Ex-advisor's hate crime highlights one state's crackdown on elder fraud

A barred former financial advisor who pleaded guilty to a hate crime targeting seniors and families of children with special needs was sentenced to five to 15 years in prison.

Louis Cook convinced 11 clients, many of them "financially unsophisticated, elderly or parents of children with developmental disabilities," to sign authorization forms enabling him to withdraw funds from their variable annuities, stealing hundreds of thousands of dollars, according to a FINRA investigation that preceded his criminal case in Staten Island, New York. 

Cook, 62, was ordered to pay more than $1.1 million in restitution to victims under a state law that designates larceny a hate crime when it victimizes a person because of their age, disability or other protected statuses, the Staten Island Advance reported

The steep sentence highlights one state's response to the widespread problem of financial scams victimizing seniors, a nationwide issue that has led to pending legislation in Congress. 

Under New York law, to qualify as a hate crime targeting an older adult or people with disabilities, the victims must be at least 60 years old or "have a physical or mental impairment that substantially limits a major life activity," according to Solomon Syed, a deputy commissioner of the state Office of Children and Family Services, which houses an adult protective unit. The agency received 3,584 referrals in New York City alone for potential fraud cases targeting older adults in 2022, plus an additional 2,814 from the rest of the state, he noted in an email.

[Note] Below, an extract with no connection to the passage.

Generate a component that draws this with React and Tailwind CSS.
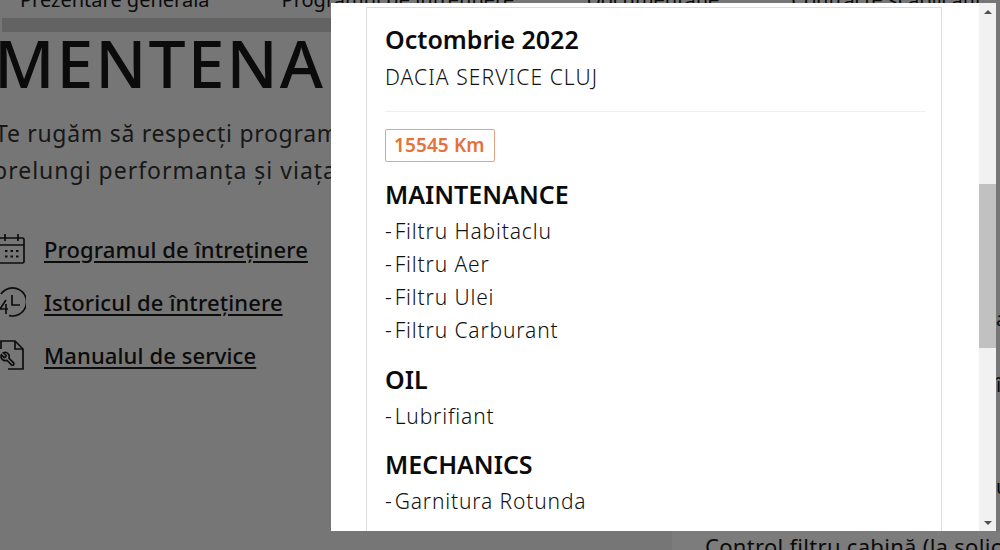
import { useState } from 'react';

const links = [
  { label: 'Programul de întreținere', icon: 'calendar' },
  { label: 'Istoricul de întreținere', icon: 'history' },
  { label: 'Manualul de service', icon: 'manual' },
];

const sections = [
  { title: 'MAINTENANCE', items: ['Filtru Habitaclu', 'Filtru Aer', 'Filtru Ulei', 'Filtru Carburant'] },
  { title: 'OIL', items: ['Lubrifiant'] },
  { title: 'MECHANICS', items: ['Garnitura Rotunda'] },
];

function LinkIcon({ type }) {
  if (type === 'calendar') {
    return (
      <svg width="26" height="30" viewBox="0 0 26 30" fill="none" stroke="#0d0d0d" strokeWidth="1.7" className="shrink-0">
        <rect x="-1" y="4" width="25" height="25" rx="1.5" />
        <path d="M-1 11H24M5 0V7M18 0V7" />
        <path d="M5 17h2.5M10.5 17h2.5M16 17h2.5M5 22.5h2.5M10.5 22.5h2.5M16 22.5h2.5" strokeWidth="2.2" />
      </svg>
    );
  }
  if (type === 'history') {
    return (
      <svg width="26" height="30" viewBox="0 0 26 30" fill="none" stroke="#0d0d0d" strokeWidth="1.7" className="shrink-0">
        <path d="M1 7A14 14 0 1 1 9 28.5" />
        <path d="M12 8V18H20" />
        <path d="M6 13L0 22H8M6 17V27" />
      </svg>
    );
  }
  return (
    <svg width="26" height="30" viewBox="0 0 26 30" fill="none" stroke="#0d0d0d" strokeWidth="1.7" className="shrink-0">
      <path d="M1 9V1H15L23 9V29H8" />
      <path d="M15 1V9H23" />
      <g transform="translate(16 11) scale(-0.68 0.68)" strokeWidth="2.4">
        <path d="M14.7 6.3a1 1 0 0 0 0 1.4l1.6 1.6a1 1 0 0 0 1.4 0l3.77-3.77a6 6 0 0 1-7.94 7.94l-6.91 6.91a2.12 2.12 0 0 1-3-3l6.91-6.91a6 6 0 0 1 7.94-7.94l-3.76 3.76z" />
      </g>
    </svg>
  );
}

function FakeScrollbar() {
  return (
    <div className="flex w-[17px] flex-col bg-[#f1f1f1]">
      <div className="flex h-[17px] items-center justify-center">
        <div className="h-0 w-0 border-x-[4px] border-b-[4px] border-x-transparent border-b-[#505050]" />
      </div>
      <div className="mt-[164px] h-[164px] bg-[#c1c1c1]" />
      <div className="flex-1" />
      <div className="flex h-[17px] items-center justify-center">
        <div className="h-0 w-0 border-x-[4px] border-t-[4px] border-x-transparent border-t-[#505050]" />
      </div>
    </div>
  );
}

export default function App() {
  const [km] = useState(15545);

  return (
    <div className="relative h-[550px] w-[1000px] overflow-hidden bg-[#767676] font-['Noto_Sans',sans-serif] text-[#0b0b0b]">
      {/* Page behind the modal */}
      <div className="flex h-[18px] whitespace-nowrap pl-[20px] text-[20px] leading-[0px] gap-[72px]">
        <span>Prezentare generală</span>
        <span>Programul de întreținere</span>
        <span>Documentație</span>
        <span>Contracte și aplicații</span>
      </div>
      <div className="ml-[2px] h-[14px] w-[330px] bg-[#636363]" />
      <h1 className="mt-[-3px] -ml-[6px] whitespace-nowrap text-[66px] font-medium leading-[66px] tracking-[2px]">MENTENANȚĂ</h1>
      <p className="mt-[20px] -ml-[5px] whitespace-nowrap text-[23px] leading-[37px] tracking-[0.7px] text-[#171717]">
        Te rugăm să respecți programul
        <br />
        <span className="-ml-[2px] inline-block tracking-[1px]">prelungi performanța și viața</span>
      </p>
      <ul className="mt-[45px] flex flex-col gap-[23px]">
        {links.map((link) => (
          <li key={link.label} className="flex h-[30px] items-center gap-[18px]">
            <LinkIcon type={link.icon} />
            <a className="text-[22px] font-medium tracking-[0.12px] underline underline-offset-[3px]">{link.label}</a>
          </li>
        ))}
      </ul>

      {/* Text peeking out on the right of the modal */}
      <div className="absolute bottom-0 left-[672px] right-0 h-[19px] overflow-hidden bg-[#7c7c7c] pl-[33px] text-[22px] leading-[30px] tracking-[0.3px] whitespace-nowrap">
        Control filtru cabină (la solicitare)
      </div>
      <span className="absolute left-[996px] top-[304px] text-[20px]">a</span>
      <span className="absolute left-[996px] top-[370px] text-[20px]">î</span>
      <span className="absolute left-[996px] top-[472px] text-[20px]">u</span>

      {/* Modal */}
      <div className="absolute left-[331px] top-[3px] flex h-[528px] w-[665px] bg-white">
        <div className="flex-1 overflow-hidden pl-[35px] pr-[37px] pt-[4px]">
          <div className="h-[600px] border border-[#dddddd] px-[18px]">
            <h2 className="mt-[14px] text-[25px] font-semibold leading-[34px]">Octombrie 2022</h2>
            <div className="mt-[6px] text-[21px] font-light leading-[30px] tracking-[1.1px] text-[#111111]">DACIA SERVICE CLUJ</div>
            <div className="mt-[19px] -mr-[3px] border-t border-[#eeeeee]" />
            <div className="mt-[17px] inline-block rounded-[2px] border border-[#e2a582] pl-[8px] pr-[9px] text-[19px] font-semibold leading-[31px] tracking-[0.1px] text-[#e8703a]">
              {km} Km
            </div>
            <div className="mt-[16px]">
              {sections.map((section) => (
                <div key={section.title} className="mb-[16.5px]">
                  <h3 className="text-[25px] font-semibold leading-[32px]">{section.title}</h3>
                  <div className="mt-[5px] flex flex-col gap-[1px]">
                    {section.items.map((item) => (
                      <div key={item} className="text-[21px] font-light leading-[32px] tracking-[0.85px] text-[#111111]">
                        -<span className="ml-[2px]">{item}</span>
                      </div>
                    ))}
                  </div>
                </div>
              ))}
            </div>
          </div>
        </div>
        <FakeScrollbar />
      </div>
    </div>
  );
}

Fraud losses across the country rose 30% in 2022 to $8.8 billion, according to the Federal Trade Commission, which noted that adults aged 80 and above lost the largest amounts. Financial advisors can often play a valuable role in identifying schemes exploiting seniors, who experts say are vulnerable because of their isolation and retirement nest eggs

'Priority'
Regulators and law enforcement authorities have "made abuse of seniors/elders major priority" in recent years, said fraud expert Douglas Schulz of Invest Securities Consulting in Westcliffe, Colorado. "It is a priority, it should be a priority and there are numerous bad actors who target seniors."

The sentence includes the possibility of parole after five years and the restitution order. At least one victim has received a settlement of $47,498, with no contribution from Cook, according to FINRA BrokerCheck. The last firm to employ him in his 22-year financial career at Advisor Group's Securities Service Network, a Knoxville, Tennessee-based brokerage that has merged into Securities America, terminated him in 2018 based on "our expectation that financial advisors adhere to the highest possible ethical and professional standards," a spokesman for the firm said last year.

Cook pleaded guilty in January to second-degree grand larceny as a hate crime "for intentionally preying on vulnerable seniors and families of children with special needs," Staten Island District Attorney Michael McMahon said in a statement. The prosecutor's economic crimes bureau worked with the office's forensic accountant on the case.

"Staten Islanders should be able to trust that the professionals they hire to assist them with life's most important needs are acting in their best interest," McMahon said. "His sentence of up to 15 years incarceration is a testament to our dedication to our most vulnerable and to justice for victims of crime."

A lawyer who represented Cook declined to comment. 

Authorities are working on multiple fronts to combat elder abuse. Among other programs, FINRA has a "senior helpline" that recently helped the regulator crack open a $3.4 million fraud case. State regulators have crafted model legislation cracking down on senior exploitation that has become law in 34 states. In the 12 months ending in June 2022, the Department of Justice prosecuted scammers behind elder abuse cases that cost more than 2.6 million older victims a combined $1.5 billion in losses, according to the agency's annual report to Congress

In January, the House of Representatives passed a bill called the Financial Exploitation Prevention Act that would require the Securities and Exchange Commission to make regulatory recommendations aimed at prevention and give mutual fund companies more leeway to delay redemptions if they suspect elder abuse. Rep. Ann Wagner, a Missouri Republican, introduced the bill, which drew bipartisan cosponsors and passed in a vote of 419 to zero. 

"Financial exploitation of seniors is elder abuse and, tragically, about 20% percent of senior investors fall prey to financial fraud, losing an estimated $2.9 billion annually," Wagner said in a statement at the time of the bill's passage. "I hope the Senate takes up this bill immediately so vulnerable investors have the protections they deserve."